Developing countries in the East Asia Pacific region will see stable economic growth in 2014, bolstered by a recovery in high-income economies and the market’s modest response so far to the Federal Reserve’s tapering of its quantitative easing, according to the East Asia Pacific Economic Update [pdf] released Monday in Singapore by the World Bank.
Developing East Asia will grow by 7.1% this year, largely unchanged from 2013, the report says. As a result, the World Bank says East Asia remains the fastest growing region in the world, despite a slowdown from the average growth rate of 8.0% from 2009 to 2013. In China, growth will ease slightly, to 7.6% this year from 7.7% in 2013. Excluding China, the developing countries in the region will grow by 5.0%, slightly down from 5.2% last year.
“East Asia Pacific has served as the world’s main growth engine since the global financial crisis," said Axel van Trotsenburg, World Bank East Asia and Pacific regional vice President. “Stronger global growth this year will help the region expand at a relatively steady pace while adjusting to tighter global financial conditions.”
Larger Southeast Asian economies, such as Indonesia and Thailand, will face tougher global financial conditions and higher levels of household debt. Malaysia’s growth will accelerate modestly, to 4.9% in 2014. Its exports will increase, but higher debt servicing costs and ongoing fiscal consolidation will weigh on domestic demand. In the Philippines, growth could slow to 6.6%, but accelerating reconstruction spending would offset the drag on consumption from the effects of natural disasters in 2013.

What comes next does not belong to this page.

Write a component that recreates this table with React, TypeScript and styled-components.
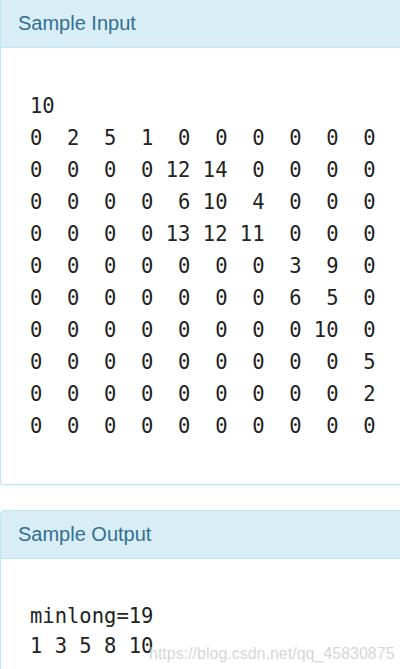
import styled, { createGlobalStyle } from 'styled-components';

const GlobalStyle = createGlobalStyle`
  html, body {
    margin: 0;
    padding: 0;
    background: #fff;
    overflow: hidden;
  }
  body {
    font-family: "Liberation Sans", Arial, sans-serif;
  }
`;

const matrix: number[][] = [
  [0, 2, 5, 1, 0, 0, 0, 0, 0, 0],
  [0, 0, 0, 0, 12, 14, 0, 0, 0, 0],
  [0, 0, 0, 0, 6, 10, 4, 0, 0, 0],
  [0, 0, 0, 0, 13, 12, 11, 0, 0, 0],
  [0, 0, 0, 0, 0, 0, 0, 3, 9, 0],
  [0, 0, 0, 0, 0, 0, 0, 6, 5, 0],
  [0, 0, 0, 0, 0, 0, 0, 0, 10, 0],
  [0, 0, 0, 0, 0, 0, 0, 0, 0, 5],
  [0, 0, 0, 0, 0, 0, 0, 0, 0, 2],
  [0, 0, 0, 0, 0, 0, 0, 0, 0, 0],
];

const formatRow = (row: number[]) =>
  row.map((n, i) => (i === 0 ? String(n) : String(n).padStart(3, ' '))).join('');

const inputLines = ['10', ...matrix.map(formatRow)];
const outputLines = ['minlong=19', '1 3 5 8 10'];

function Panel({
  title,
  lines,
  lh,
  mark,
}: {
  title: string;
  lines: string[];
  lh: number;
  mark?: boolean;
}) {
  return (
    <Card>
      <Heading>{title}</Heading>
      <Body>
        <Code $lh={lh}>{lines.join('\n')}</Code>
        {mark && <Watermark>https://blog.csdn.net/qq_45830875</Watermark>}
      </Body>
    </Card>
  );
}

function App() {
  return (
    <Page>
      <GlobalStyle />
      <Panel title='Sample Input' lines={inputLines} lh={32} />
      <Panel title='Sample Output' lines={outputLines} lh={30} mark />
    </Page>
  );
}

export default App;

const Page = styled.div`
  display: flex;
  flex-direction: column;
  gap: 25px;
  width: 400px;
  height: 100vh;
  overflow: hidden;
`;

const Card = styled.div`
  flex-shrink: 0;
  margin-right: -6px;
  background: #fff;
  border: 1px solid #bce8f1;
  border-top: none;
  border-radius: 0 0 4px 4px;
  box-shadow: 0 1px 1px rgba(0, 0, 0, 0.05);

  & + & {
    border-top: 1px solid #bce8f1;
    border-radius: 4px 4px 0 0;
  }
`;

const Heading = styled.div`
  height: 47px;
  display: flex;
  align-items: center;
  padding-left: 17px;
  background: #d9edf7;
  border-bottom: 1px solid #bce8f1;
  color: #31708f;
  font-size: 20px;
`;

const Body = styled.div`
  position: relative;
  padding: 42px 0 42px 29px;
`;

const Code = styled.pre<{ $lh: number }>`
  margin: 0;
  font-family: "DejaVu Sans Mono", "Liberation Mono", monospace;
  font-size: 20.5px;
  line-height: ${(p) => p.$lh}px;
  color: #222;
`;

const Watermark = styled.span`
  position: absolute;
  left: 148px;
  top: 86px;
  font-family: "Liberation Sans", Arial, sans-serif;
  font-size: 16px;
  color: rgba(200, 200, 200, 0.75);
  white-space: nowrap;
  pointer-events: none;
`;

The smaller economies are expected to grow steadily, but face overheating risks that could require further monetary tightening. In Cambodia, renewed reform momentum after the elections is expected to help stabilize growth at 7.2% this year, but labor market instability could pose downside risks. Steady progress in structural reforms will help Myanmar grow at 7.8%. But with limited progress in structural reforms in banking and other sectors, the Vietnamese economy is expected to grow modestly, at 5.5% this year. Most of the Pacific Islands and Timor-Leste remain dependent on aid and remittances from advanced economies.
The World Bank says structural reforms are key to reducing vulnerabilities and enhancing the sustainability of long-term growth. China has already begun a series of reforms in finance, market access, labour mobility and fiscal policy to increase the efficiency of growth and boost domestic demand. Over time, these measures will put the economy on a more stable, inclusive and sustainable footing. Some initiatives that the government has already announced, such as tax reform and lowering barriers to private investment, may also spur growth in the short term.
Successful reforms in China could bring considerable benefits to trade partners supplying it with agricultural products, consumption goods and modern services. Conversely, spillovers from a disorderly rebalancing in China could hurt regional and global growth, especially in countries relying on natural resource exports.
The rest of the region’s developing countries could also benefit from structural reforms, such as facilitating international trade and promoting foreign direct investment, especially in the services sector. In this context, the establishment of the ASEAN Economic Community in 2015 could boost intra-regional investment and exports and provide an important source of growth, the report says.